Батюшков создавал новую жанровую форму, в которой «грань между „объектом“ и „субъектом“ делалась зыбкой: самый объект оказывался не только пропущен сквозь призму субъективного восприятия, но и сопричастен внутренней жизни субъекта. Его „объективность“ делалась во многих отношениях фиктивной. Жизнь внешняя неприметно превращалась в проекцию жизни внутренней»[312]. Однако нужно заметить, что и субъективное, личное восприятие истории в элегии Батюшкова теряло свою определенность и размывалось надличностным, эпическим отношением к настоящему, увиденному через призму давнопрошедшего. Утраченные надежды, похороненные мечты, драматический личный опыт — все это становилось частью эпического сюжета и уже поэтому теряло трагическую остроту, приобретая оттенок обычной элегической грусти. Поэтическими средствами Батюшков спасался от вполне реального отчаяния.
ГЛАВА ВОСЬМАЯ
I
«Успехов просит ум, а сердце счастья просит»

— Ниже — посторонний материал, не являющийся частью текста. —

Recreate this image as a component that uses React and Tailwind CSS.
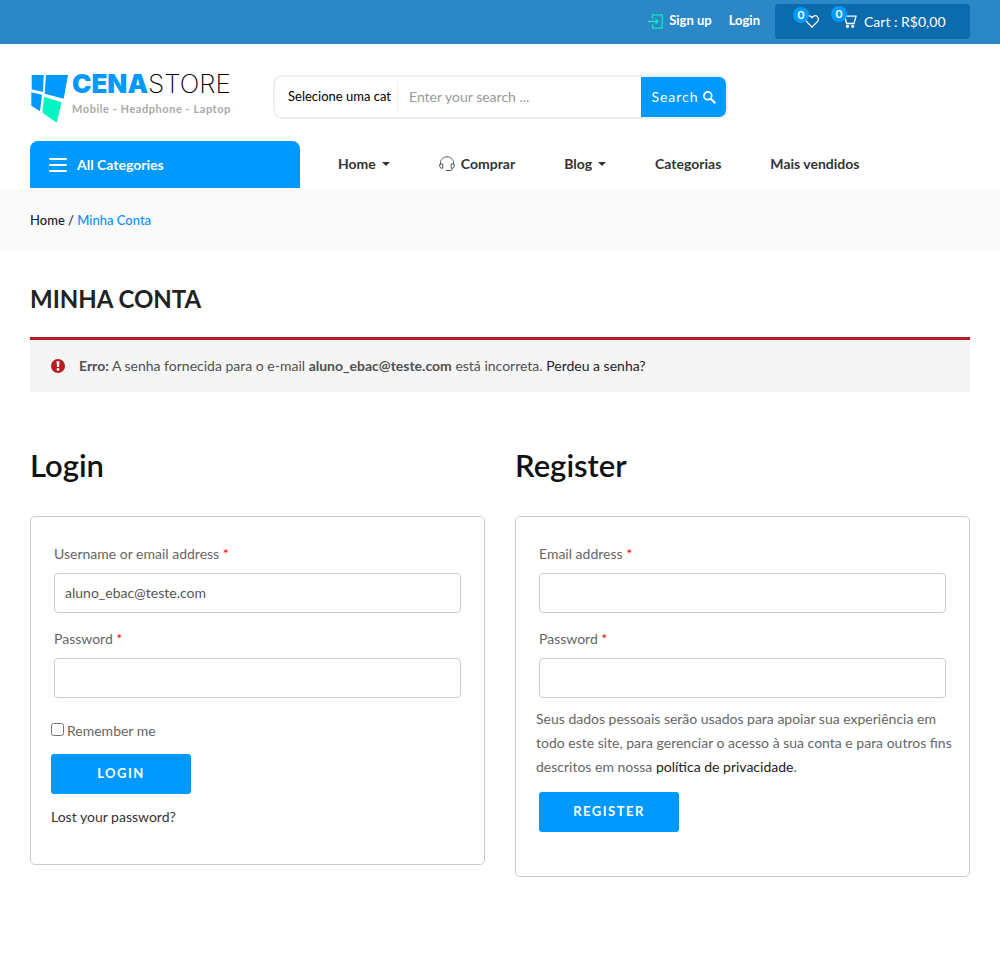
import { useState } from "react";

function LoginIcon() {
  return (
    <svg width="15" height="15" viewBox="0 0 15 15" fill="none" stroke="#14e6c0" strokeWidth="1.3" aria-hidden="true">
      <path d="M4.5 4.5V.8h9.7v13.4H4.5v-3.7" />
      <path d="M0 7.5h10M7.5 5l2.5 2.5L7.5 10" />
    </svg>
  );
}

function HeartIcon() {
  return (
    <svg width="14" height="13" viewBox="0 0 14 13" fill="none" stroke="white" strokeWidth="1.3" aria-hidden="true">
      <path d="M7 12 1.6 6.6C.2 5 .5 2.700 1.800 1.500 3.300.2 5.700.5 7 2.700 8.300.5 10.700.2 12.200 1.500c1.300 1.200 1.600 3.500.2 5.100Z" />
    </svg>
  );
}

function CartIcon() {
  return (
    <svg width="14" height="14" viewBox="0 0 14 14" fill="none" stroke="white" strokeWidth="1.3" aria-hidden="true">
      <path d="M2.500 2.200H13L11 9.500H3.500L1.500 1" />
      <circle cx="4.500" cy="12.300" r="1" fill="white" />
      <circle cx="9.700" cy="12.300" r="1" fill="white" />
    </svg>
  );
}

function HeadsetIcon() {
  return (
    <svg width="16" height="16" viewBox="0 0 16 16" fill="none" stroke="#444" strokeWidth=".9" aria-hidden="true">
      <path d="M1.500 8V6.800C1.500 3.500 4.300.8 8 .8s6.500 2.700 6.500 6V8" />
      <path d="M.8 8h3v4.200H2L.8 11ZM15.200 8h-3v4.200H14l1.200-1.200Z" />
      <path d="M13.500 12.500c0 1.300-.9 1.800-2.500 2M7 14.500h4" />
    </svg>
  );
}

function SearchIcon() {
  return (
    <svg width="13" height="13" viewBox="0 0 13 13" fill="none" stroke="white" strokeWidth="1.700" className="mt-[2px]" aria-hidden="true">
      <circle cx="4.800" cy="4.800" r="3.900" />
      <path d="m7.800 7.800 4.500 4.500" strokeWidth="2" />
    </svg>
  );
}

function Caret() {
  return (
    <svg width="8" height="4" viewBox="0 0 8 4" aria-hidden="true">
      <path d="M0 0h8L4 4Z" fill="#333" />
    </svg>
  );
}

function Badge({ children }) {
  return (
    <span className="absolute -top-2 -left-3 flex size-4 items-center justify-center rounded-full bg-[#0099ff] text-[12px] leading-4 font-bold text-white">
      {children}
    </span>
  );
}

function Logo() {
  return (
    <a href="#home" className="flex w-[243px] shrink-0 items-start gap-1">
      <svg width="38" height="49" viewBox="0 0 38 49" className="shrink-0" aria-hidden="true">
        <path d="M1.700 0H13.700L13 17 1.700 14.300Z" fill="#0099ff" />
        <path d="M16 0H38L33.700 23.700 14.700 18.700Z" fill="#0099ff" />
        <path d="M1.300 17.300 12 19.700 10 36.300 1.300 30.700Z" fill="#0099ff" />
        <path d="M14 21.700 31.500 27.300 26.700 47.700 12.500 37.700Z" fill="#00f5c0" />
      </svg>
      <span className="block">
        <span className="block font-['Inter',sans-serif] text-[26px] leading-[18px] text-black">
          <span className="font-black text-[#0099ff]">CENA</span>
          <span className="font-extralight">STORE</span>
        </span>
        <span className="mt-2 block text-[11px] leading-4 font-bold tracking-wider whitespace-nowrap text-[#aaa]">
          Mobile - Headphone - Laptop
        </span>
      </span>
    </a>
  );
}

function Field({ id, label, type, defaultValue }) {
  return (
    <div className="px-[3px]">
      <label htmlFor={id} className="block leading-6">
        {label} <span className="text-[#ff0000]">*</span>
      </label>
      <input
        id={id}
        type={type}
        defaultValue={defaultValue}
        className="mt-[7px] block h-10 w-full rounded-[4px] border border-[#ccc] bg-white px-[10px] pb-[2px] text-[#555] outline-none focus:border-[#0099ff]"
      />
    </div>
  );
}

const buttonClass =
  "h-10 w-[140px] rounded-[3px] bg-[#0099ff] text-[13px] font-bold tracking-[1.5px] text-white uppercase";

const navItems = [
  { label: "Home", caret: true },
  { label: "Comprar", icon: true },
  { label: "Blog", caret: true },
  { label: "Categorias" },
  { label: "Mais vendidos" },
];

export default function App() {
  const [remember, setRemember] = useState(false);
  const stop = (event) => event.preventDefault();

  return (
    <div className="min-h-screen bg-white font-['Lato',sans-serif] text-[14px] text-[#666]">
      <div className="bg-[#2b87c5]">
        <div className="mx-auto flex h-11 max-w-[1200px] items-center justify-end px-[30px] pb-[2px] text-[13px] font-bold text-white">
          <a href="#signup" className="flex items-center gap-[6px]">
            <LoginIcon />
            Sign up
          </a>
          <a href="#login" className="ml-[17px]">Login</a>
          <div className="ml-[15px] flex h-[35px] w-[195px] items-center rounded-[4px] bg-[#0b6bad] pl-[30px] text-[14px]">
            <a href="#wishlist" aria-label="Wishlist" className="relative">
              <HeartIcon />
              <Badge>0</Badge>
            </a>
            <a href="#cart" className="ml-[24px] flex items-center gap-[7px] font-normal">
              <span className="relative">
                <CartIcon />
                <Badge>0</Badge>
              </span>
              <span>Cart : R$0,00</span>
            </a>
          </div>
        </div>
      </div>

      <header className="mx-auto max-w-[1200px] px-[30px] pt-[31px] pb-px">
        <div className="flex items-start">
          <Logo />
          <form onSubmit={stop} className="flex h-[44px] w-full max-w-[455px] overflow-hidden rounded-[9px] border-2 border-[#eee]">
            <select
              aria-label="Category"
              className="my-1 w-[123px] shrink-0 appearance-none overflow-hidden border-r border-[#eee] bg-white pl-[13px] text-[13px] text-black outline-none"
            >
              <option>Selecione uma cat</option>
            </select>
            <input
              aria-label="Search"
              placeholder="Enter your search ..."
              className="min-w-0 flex-1 px-[11px] pb-[2px] outline-none placeholder:text-[#999]"
            />
            <button type="submit" className="flex w-[85px] shrink-0 items-center justify-center gap-1 bg-[#0099ff] pb-[2px] tracking-[1px] text-white">
              Search <SearchIcon />
            </button>
          </form>
        </div>
        <div className="mt-[17px] flex h-[47px] items-stretch">
          <button type="button" className="flex w-[270px] shrink-0 items-center gap-[10px] rounded-t-[8px] bg-[#0099ff] pl-[19px] font-bold text-white">
            <svg width="18" height="14" viewBox="0 0 18 14" stroke="white" strokeWidth="2" strokeLinecap="round" aria-hidden="true">
              <path d="M1 1h16M1 7h16M1 13h16" />
            </svg>
            All Categories
          </button>
          <nav className="ml-[38px] flex items-center gap-[49px] pb-[2px] font-bold text-[#333]">
            {navItems.map((item) => (
              <a key={item.label} href={`#${item.label}`} className="flex items-center gap-[6px] whitespace-nowrap">
                {item.icon && <HeadsetIcon />}
                {item.label}
                {item.caret && <Caret />}
              </a>
            ))}
          </nav>
        </div>
      </header>

      <div className="bg-[#fafafa]">
        <nav aria-label="Breadcrumb" className="mx-auto max-w-[1200px] px-[30px] py-[21px] text-[13px] leading-5 font-medium text-[#222]">
          <a href="#home">Home</a> / <span className="text-[#0a8fff]">Minha Conta</span>
        </nav>
      </div>

      <main className="mx-auto max-w-[1200px] px-[30px] pb-[78px]">
        <h1 className="pt-8 text-[24px] leading-8 font-bold text-[#222] uppercase">Minha Conta</h1>

        <div role="alert" className="mt-[22px] flex items-center gap-[14px] border-t-[3px] border-[#b81c23] bg-[#f5f5f5] px-[21px] py-[14px] leading-6 text-[#515151]">
          <svg width="14" height="14" viewBox="0 0 14 14" className="shrink-0" aria-hidden="true">
            <circle cx="7" cy="7" r="7" fill="#b81c23" />
            <path d="M5.500 2.200h3l-.5 5.800H6Z" fill="white" />
            <circle cx="7" cy="10.400" r="1.400" fill="white" />
          </svg>
          <p>
            <strong>Erro:</strong> A senha fornecida para o e-mail <strong>aluno_ebac@teste.com</strong> está incorreta.{" "}
            <a href="#recover" className="text-[#222]">Perdeu a senha?</a>
          </p>
        </div>

        <div className="mt-[53px] grid grid-cols-2 items-start gap-[30px]">
          <section>
            <h2 className="text-[31px] leading-10 font-semibold text-[#111]">Login</h2>
            <form onSubmit={stop} className="mt-[31px] rounded-[5px] border border-[#ccc] px-5 pt-[25px] pb-[35px]">
              <Field id="username" label="Username or email address" type="text" defaultValue="aluno_ebac@teste.com" />
              <div className="mt-[14px]">
                <Field id="login-password" label="Password" type="password" />
              </div>
              <label className="mt-[21px] flex items-center gap-[3px] leading-6">
                <input type="checkbox" checked={remember} onChange={(event) => setRemember(event.target.checked)} className="mb-[3px] size-[13px]" />
                Remember me
              </label>
              <button type="submit" className={`mt-[11px] block ${buttonClass}`}>Login</button>
              <p className="mt-[11px] leading-6">
                <a href="#recover" className="text-[#333]">Lost your password?</a>
              </p>
            </form>
          </section>

          <section>
            <h2 className="text-[31px] leading-10 font-semibold text-[#111]">Register</h2>
            <form onSubmit={stop} className="mt-[31px] rounded-[5px] border border-[#ccc] px-5 pt-[25px] pb-[44px]">
              <Field id="email" label="Email address" type="email" />
              <div className="mt-[14px]">
                <Field id="register-password" label="Password" type="password" />
              </div>
              <p className="-mr-4 mt-[9px] leading-6">
                Seus dados pessoais serão usados para apoiar sua experiência em todo este site, para gerenciar o acesso à sua conta e para outros fins descritos em nossa{" "}
                <a href="#privacy" className="text-[#222]">política de privacidade</a>.
              </p>
              <div className="mt-[13px] px-[3px]">
                <button type="submit" className={buttonClass}>Register</button>
              </div>
            </form>
          </section>
        </div>
      </main>
    </div>
  );
}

Еще в 1813 году, находясь в Петербурге и ожидая возможности отправиться в действующую армию, Батюшков написал сестре о своем желании жениться, потому что «одиночество наскучило». И тут же привел множество аргументов (первый из них — материальный), делавших его желание совершенно неисполнимым. Было ли это абстрактное размышление, или существовала девушка, которую Батюшков мечтал бы видеть своей невестой? Такая девушка существовала. Она жила в семье А. Н. Оленина, всегда игравшей в судьбе Батюшкова первостепенную роль, и звали ее Анна Федоровна Фурман. Из биографических обстоятельств этой девушки нам известно очень многое; сохранился даже ее живописный портрет кисти О. А. Кипренского, завсегдатая дома Олениных[313]. Знавшие А. Ф. Фурман современники в один голос говорили о ее необыкновенной красоте и душевном обаянии. Она была неродовита: родилась в большой семье Фридриха (Федора) Фурмана, немецкого агронома, который в России работал управляющим имениями многих крупных землевладельцев. Матерью ее, правда рано умершей, была Э. И. Энгель, родная сестра статс-секретаря Павла I, Ф. И. Энгеля. Благодаря связям по материнской линии Анна и попала на воспитание в дом Елизаветы Марковны и Алексея Николаевича Олениных. И нужно заметить, ей несказанно повезло, потому что через своих воспитателей девушка приобрела множество знакомств в среде петербургских литераторов, художников, музыкантов, ученых — одним словом, самых интересных и даровитых представителей этой блестящей эпохи. Естественно, что Оленины занимались образованием Анны Федоровны не менее внимательно, чем образованием собственных дочерей Анны и Варвары. И нет ничего удивительного в том, что молодая воспитанница дома привлекала внимание многих его посетителей. А. Ф. Фурман была моложе Батюшкова на четыре года. К моменту его возвращения из заграничного похода ей исполнилось 23 года. Вряд ли стоит думать, что какие-то объяснения между нею и Батюшковым состоялись еще до его отъезда в армию летом 1813 года; скорее всего, появление в поэзии Батюшкова образа «младой невесты», ожидающей героя с войны, было продиктовано лишь его личными надеждами. Но нет также сомнений, что за этим образом стоял вполне реальный прототип. О развитии отношений между ними мы можем только догадываться — Батюшков в письмах был чрезвычайно сдержан даже с самыми близкими друзьями, поэтому относительно всего происшедшего в личной жизни поэта в 1814–1815 годах мы будем говорить только предположительно.